» SHORT TASK
Count lines with "styles" in them. Report only the total.
↓↓↓
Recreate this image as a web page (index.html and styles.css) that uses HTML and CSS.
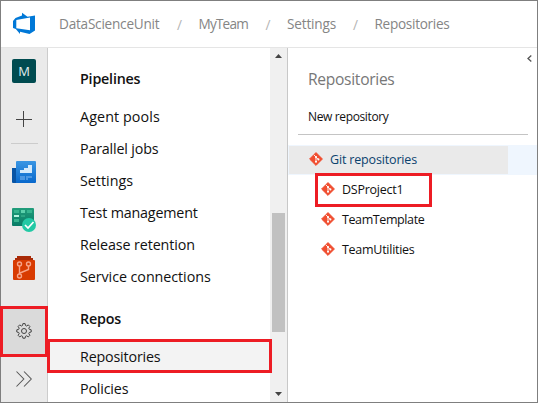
FILE: index.html
```html
<!DOCTYPE html>
<html lang="en">
<head>
<meta charset="utf-8">
<title>Repositories</title>
<link rel="stylesheet" href="styles.css">
</head>
<body>
<svg class="defs" width="0" height="0" aria-hidden="true">
  <symbol id="git" viewBox="0 0 14 14">
    <path d="M7 .6 13.4 7 7 13.4.6 7z" fill="#f04e30" stroke="#f04e30" stroke-width="1" stroke-linejoin="round"/>
    <path d="M4.800 2.800 7 5v5M7 5.200l2.400 2.300" fill="none" stroke="#fff" stroke-width=".9"/>
    <circle cx="7" cy="5" r="1.050" fill="#fff"/><circle cx="7" cy="9.700" r="1.050" fill="#fff"/><circle cx="9.400" cy="7.400" r="1.050" fill="#fff"/>
  </symbol>
</svg>
<div class="window">
  <header class="topbar">
    <svg class="logo" width="24" height="24" viewBox="0 0 24 24"><path fill="#0078d7" d="M1 9 3.500 6 10 3.500V.8l5.500 4L23 3.500v15L17.500 22 8 19.800V22L3.800 17 1 16zM4.300 8v8.300L18 18.300V5.600z"/></svg>
    <nav class="crumbs">
      <span class="crumb c-org">DataScienceUnit</span><span class="slash">/</span>
      <span class="crumb c-team">MyTeam</span><span class="slash">/</span>
      <span class="crumb c-set">Settings</span><span class="slash">/</span>
      <span class="crumb c-repo">Repositories</span>
    </nav>
  </header>
  <div class="body">
    <aside class="rail">
      <div class="avatar">M</div>
      <svg class="plus" width="16" height="16" viewBox="0 0 16 16"><path d="M0 8.500h16M7.500 0v16" stroke="#444" fill="none"/></svg>
      <div class="rail-line"></div>
      <svg class="boards" width="24" height="22" viewBox="0 0 24 22">
        <defs><linearGradient id="b" x2="0" y2="1"><stop stop-color="#3a96e3"/><stop offset="1" stop-color="#0868cc"/></linearGradient></defs>
        <path fill="#0754a5" d="M0 7h5v15H1q-1 0-1-1z"/><path fill="url(#b)" d="M4 1q0-1 1-1h18q1 0 1 1v20q0 1-1 1H4z"/>
        <path fill="#d5eafb" d="M8 12V9h4V7h4V4h4v8z"/><path fill="#4c97e2" d="M8 15h5v4H8zM14 15h6v2h-6zM14 17h2v2h-2z"/>
      </svg>
      <svg class="plans" width="24" height="24" viewBox="0 0 24 24">
        <defs><linearGradient id="p" x2="0" y2="1"><stop stop-color="#229d7b"/><stop offset="1" stop-color="#087c67"/></linearGradient></defs>
        <rect width="22" height="18" rx="1" fill="url(#p)"/>
        <path fill="#36b48f" d="M2 2h5v3H2zM15 2h5v3h-5zM2 11h5v3H2z"/><path fill="#5cd0ac" d="M9 2h4v3H9z"/><path fill="#b5f3df" d="M2 7h5v2H2z"/><path fill="#2ba583" d="M9 7h4v2H9z"/>
        <circle cx="17" cy="17" r="7" fill="#22c9a5"/><path d="m13 17 3 3 5.500-6" fill="none" stroke="#fff" stroke-width="1.700"/>
      </svg>
      <svg class="repos" width="22" height="24" viewBox="0 0 22 24">
        <path fill="#a92b08" d="M4 0h14v2h2v2H2V2h2z"/><rect y="4" width="22" height="20" rx="1" fill="#d83b01"/>
        <g fill="none" stroke="#f7a487" stroke-width="1.400"><circle cx="6.500" cy="8" r="2"/><circle cx="15.500" cy="8" r="2"/><circle cx="6.500" cy="20" r="2"/><path d="M6.500 10v8M15.500 10v3.500L7 17"/></g>
      </svg>
      <div class="gear-cell">
        <svg width="16" height="16" viewBox="0 0 16 16" fill="none" stroke="#444" stroke-width="1"><path d="M6.900.6h2.200l.4 1.900 1.100.5 1.700-1.100 1.600 1.600-1.100 1.700.5 1.100 1.900.5v2.200l-1.900.5-.5 1.100 1.100 1.700-1.600 1.600-1.700-1.100-1.100.5-.4 1.900H6.900l-.4-1.900-1.100-.5-1.700 1.100-1.600-1.600 1.100-1.700-.5-1.100L.8 9V6.800l1.900-.5.5-1.100-1.100-1.700 1.600-1.600L5.400 3l1.100-.5z"/><circle cx="8" cy="8" r="2.500"/></svg>
      </div>
      <svg class="more" width="16" height="16" viewBox="0 0 16 16"><path d="m.5.500 7.300 7.500-7.300 7.500M8 .5 15.300 8 8 15.500" stroke="#555" stroke-width="1.050" fill="none"/></svg>
    </aside>
    <nav class="menu">
      <h2 class="m-pipe">Pipelines</h2>
      <ul>
        <li class="m-agent">Agent pools</li><li class="m-jobs">Parallel jobs</li><li class="m-set">Settings</li>
        <li class="m-test">Test management</li><li class="m-rel">Release retention</li><li class="m-svc">Service connections</li>
      </ul>
      <h2 class="m-repos">Repos</h2>
      <ul><li class="m-repo current">Repositories</li><li class="m-pol">Policies</li></ul>
    </nav>
    <div class="scrollbar">
      <svg width="7" height="4" viewBox="0 0 7 4"><path d="M0 4h7L3.500 0z" fill="#444"/></svg>
      <div class="thumb"></div>
      <svg width="7" height="4" viewBox="0 0 7 4"><path d="M0 0h7L3.500 4z" fill="#444"/></svg>
    </div>
    <main class="panel">
      <svg class="collapse" width="5" height="7" viewBox="0 0 5 7"><path d="M4.300.500 1 3.500l3.300 3" fill="none" stroke="#555" stroke-width="1.300"/></svg>
      <h1>Repositories</h1>
      <div class="new">New repository</div>
      <ul class="tree">
        <li class="root"><div class="rootcell"><svg class="git"><use href="#git"/></svg><span class="t-git">Git repositories</span></div></li>
        <li><svg class="git"><use href="#git"/></svg><span class="t-ds">DSProject1</span></li>
        <li><svg class="git"><use href="#git"/></svg><span class="t-tpl">TeamTemplate</span></li>
        <li><svg class="git"><use href="#git"/></svg><span class="t-util">TeamUtilities</span></li>
      </ul>
    </main>
  </div>
  <div class="mark mark-gear"></div>
  <div class="mark mark-menu"></div>
  <div class="mark mark-project"></div>
</div>
</body>
</html>
```
FILE: styles.css
```css
* { box-sizing: border-box; }
body, h1, h2, ul { margin: 0; padding: 0; }
body { font-family: "Open Sans", "Noto Sans", sans-serif; color: #111; background: #fff; overflow: hidden; }
ul { list-style: none; }
svg { display: block; flex: none; }
.defs { position: absolute; }
.window { position: relative; width: 538px; height: 403px; border: 1px solid #7f7f7f; display: flex; flex-direction: column; white-space: nowrap; }
.topbar { height: 47px; flex: none; border-bottom: 1px solid #e5e5e5; display: flex; align-items: center; padding-left: 11px; }
.crumbs { display: flex; align-items: center; padding-left: 23px; font-size: 13.6px; color: #858585; }
.crumb { line-height: 20px; }
.c-org { width: 103px; letter-spacing: -.23px; }
.c-team { width: 52px; letter-spacing: -.8px; }
.c-set { width: 51px; letter-spacing: -.18px; }
.c-repo { letter-spacing: -.3px; }
.slash { width: 36.500px; padding-left: 15px; color: #b5b5b5; }
.body { flex: 1; min-height: 0; display: flex; }
.rail { width: 47px; flex: none; background: #eaeaea; border-right: 1px solid #ccc; display: flex; flex-direction: column; align-items: center; padding-top: 11px; }
.avatar { width: 24px; height: 24px; border-radius: 2px; background: #004b50; color: #e4eeee; font-size: 13px; line-height: 24px; text-align: center; }
.plus { margin-top: 28px; }
.rail-line { width: 27px; height: 1px; background: #ccc; margin-top: 16px; }
.boards { margin-top: 17px; }
.plans { margin-top: 25px; }
.repos { margin-top: 24px; }
.gear-cell { width: 46px; height: 48px; margin-top: 27px; background: #dadada; display: flex; align-items: center; justify-content: center; }
.more { margin-top: 16px; }
.menu { width: 222px; flex: none; overflow: hidden; font-size: 14.3px; }
.menu h2 { font-size: 14.3px; font-weight: 600; padding-left: 32px; height: 20px; line-height: 20px; margin-top: 21px; letter-spacing: -.2px; }
.menu ul { margin-top: 12px; }
.menu li { height: 32px; line-height: 32px; padding-left: 32px; }
.menu .m-repos { margin-top: 16px; }
.menu .current { background: #f3f3f3; }
.m-agent { letter-spacing: .1px; }
.m-jobs, .m-test, .m-repo, .m-pol { letter-spacing: -.18px; }
.m-rel { letter-spacing: -.12px; }
.m-svc { letter-spacing: -.06px; }
.scrollbar { width: 18px; flex: none; background: #f0f0f0; border-right: 1px solid #c8c8c8; display: flex; flex-direction: column; align-items: center; padding: 6px 0; }
.thumb { width: 13px; height: 119px; background: #c1c1c1; margin: 155px 0 60px; }
.panel { flex: 1; display: flex; flex-direction: column; }
.collapse { align-self: flex-end; margin: 7px 5px 0 0; }
h1 { font-size: 15.600px; font-weight: 400; color: #777; line-height: 24px; padding-left: 20px; margin-top: 5px; letter-spacing: -.3px; }
.new { font-size: 12px; height: 36px; line-height: 36px; margin: 8px 9px 10px 10px; padding-left: 10px; border-bottom: 1px solid #c4c4c4; letter-spacing: -.36px; }
.tree { font-size: 12.500px; }
.tree li { height: 30px; display: flex; align-items: center; padding: 0 0 2px 33px; }
.tree .root { background: #eff6fe; padding: 0 0 0 1px; color: #0b426e; }
.rootcell { width: 219px; height: 28px; background: #eaeaea; display: flex; align-items: center; padding: 0 0 2px 20px; }
.t-git { letter-spacing: -.16px; }
.t-ds { letter-spacing: -.25px; }
.t-tpl { letter-spacing: -.4px; }
.t-util { letter-spacing: -.27px; }
.git { width: 14px; height: 14px; margin-right: 7px; }
.mark { position: absolute; border: 3px solid #ed1c24; }
.mark-gear { left: -1px; top: 305px; width: 48px; height: 51px; }
.mark-menu { left: 46px; top: 338px; width: 225px; height: 34px; }
.mark-project { left: 314px; top: 172px; width: 117px; height: 34px; }
```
↑↑↑
» FULL ANSWER
3